There are many reasons the Atlanta Braves sit atop the National League East just about halfway through the 2018 MLB season, but one of them is the way Daniel Winkler has mowed down batters out of the bullpen.
The 28-year-old right-hander has finished five games for the first-place Braves this year, and he’s appeared in 32 others. Over that stretch, he’s allowed just nine earned runs for an ERA of 2.34, all while striking out 44 in under 35 innings. And his 0.952 WHIP has bolstered the reliever corps of a team with eyes on its first postseason trip in five years.
If it weren’t for a season of depending on God, however, Winkler may never have ascended to his current role.
“I had to lean on God,” he told Jason Romano on the Sports Spectrum podcast. “I had to lean on Him because I didn’t know what was going to happen … (or) if I was going to play again.”

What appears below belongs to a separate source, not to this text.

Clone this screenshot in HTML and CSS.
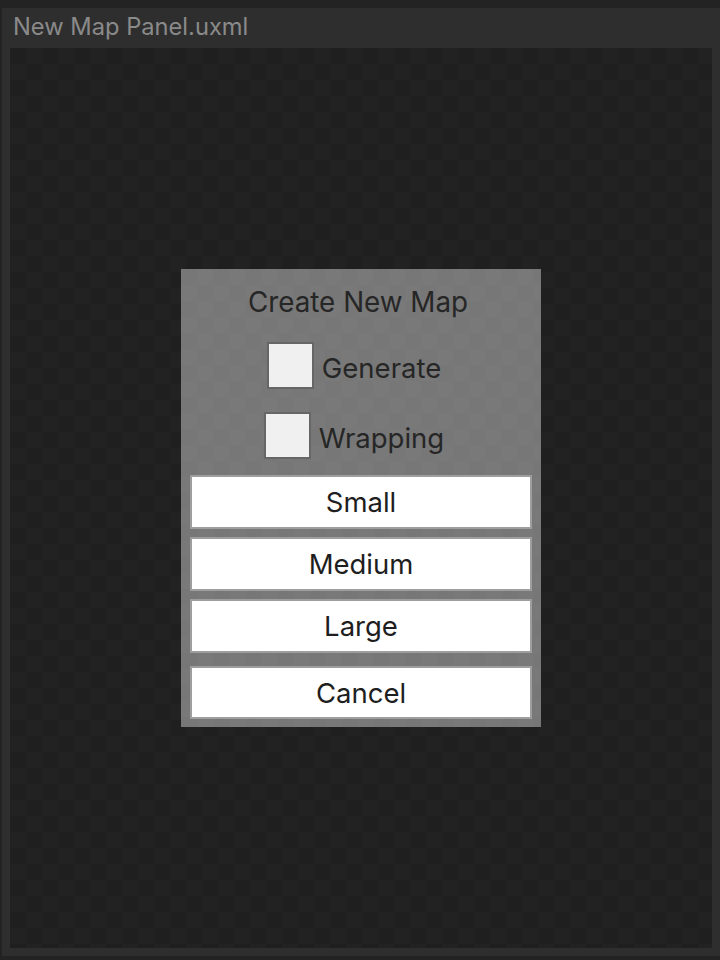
FILE: index.html
```html
<!DOCTYPE html>
<html lang="en">
<head>
    <meta charset="UTF-8">
    <meta name="viewport" content="width=device-width, initial-scale=1.0">
    <title>New Map Panel.uxml</title>
    <link rel="stylesheet" href="styles.css">
</head>
<body>
    <div class="window">
        <div class="title-bar">New Map Panel.uxml</div>
        <div class="canvas">
            <div class="panel">
                <div class="panel-title">Create New Map</div>
                <label class="toggle-row">
                    <span class="toggle-box"></span>
                    <span class="toggle-label">Generate</span>
                </label>
                <label class="toggle-row">
                    <span class="toggle-box"></span>
                    <span class="toggle-label">Wrapping</span>
                </label>
                <div class="size-buttons">
                    <button class="map-button">Small</button>
                    <button class="map-button">Medium</button>
                    <button class="map-button">Large</button>
                </div>
                <button class="map-button cancel">Cancel</button>
            </div>
        </div>
    </div>
</body>
</html>
```

FILE: styles.css
```css
body {
    margin: 0;
    padding: 0;
    background-color: #232323;
    font-family: Inter, "Noto Sans", sans-serif;
    height: 960px;
    overflow: hidden;
}
.window {
    margin: 8px 0 0 2px;
    width: 718px;
    height: 948px;
    background-color: #2e2e2e;
    box-sizing: border-box;
    padding: 0 8px 8px 8px;
    display: flex;
    flex-direction: column;
}
.title-bar {
    height: 40px;
    line-height: 38px;
    padding-left: 3px;
    font-size: 23.7px;
    color: #8a8a8a;
}
.canvas {
    flex: 1;
    background-color: #1f1f1f;
    background-image:
        linear-gradient(45deg, #222222 25%, transparent 25%, transparent 75%, #222222 75%),
        linear-gradient(45deg, #222222 25%, transparent 25%, transparent 75%, #222222 75%);
    background-size: 32px 32px;
    background-position: 0 0, 16px 16px;
    display: flex;
    align-items: center;
    justify-content: center;
}
.panel {
    width: 360px;
    height: 458px;
    box-sizing: border-box;
    padding: 0 9px 8px 9px;
    background-color: #777777;
    background-image:
        linear-gradient(45deg, #797979 25%, transparent 25%, transparent 75%, #797979 75%),
        linear-gradient(45deg, #797979 25%, transparent 25%, transparent 75%, #797979 75%);
    background-size: 32px 32px;
    background-position: 0 0, 16px 16px;
    display: flex;
    flex-direction: column;
}
.panel-title {
    margin-top: 17px;
    height: 32px;
    line-height: 32px;
    text-align: center;
    font-size: 27.8px;
    color: #262626;
    padding-right: 6px;
}
.toggle-row {
    display: flex;
    align-items: center;
    justify-content: center;
    gap: 8px;
    padding-right: 14px;
    margin-top: 23px;
    height: 47px;
}
.toggle-row:first-of-type {
    margin-top: 24px;
}
.toggle-box {
    width: 47px;
    height: 47px;
    box-sizing: border-box;
    border: 2px solid #666666;
    background-color: #f0f0f0;
}
.toggle-label {
    padding-top: 5px;
    font-size: 27.5px;
    color: #262626;
}
.size-buttons {
    margin-top: 16px;
    display: flex;
    flex-direction: column;
    gap: 8px;
}
.map-button {
    display: block;
    width: 100%;
    height: 54px;
    margin: 0;
    padding: 0;
    box-sizing: border-box;
    border: 2px solid #9e9e9e;
    background-color: #ffffff;
    font-family: Inter, "Noto Sans", sans-serif;
    font-size: 27.5px;
    color: #1e1e1e;
}
.cancel {
    margin-top: 13px;
}
```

Faith, then, was Winkler’s cure for overcoming an injury-riddled start to his Braves career. After a Tommy John surgery with the Colorado Rockies, he was taken by Atlanta in the Rule 5 Draft, only to visit the disabled list and later fracture his elbow in April 2016. But trust in God, which followed a full embrace of his Christian beliefs as an up-and-coming major leaguer, helped paved his way to health and, now, fortitude within the Braves bullpen.
It’s why Winkler, who grew up Catholic and felt the Holy Spirit “chasing me down” in high school but only surrendered his life to Christ as a pro, now views his MLB stardom as a vessel for sharing the Gospel.
“For me, it’s hard to fathom the creator of Heaven and Earth [pursuing] me,” he said. “You experience it, and I just want to share Christ’s message with everybody. I want to shout it from a mountaintop. I want everybody to be saying, like, how amazing it is. And I think baseball is my mountaintop.”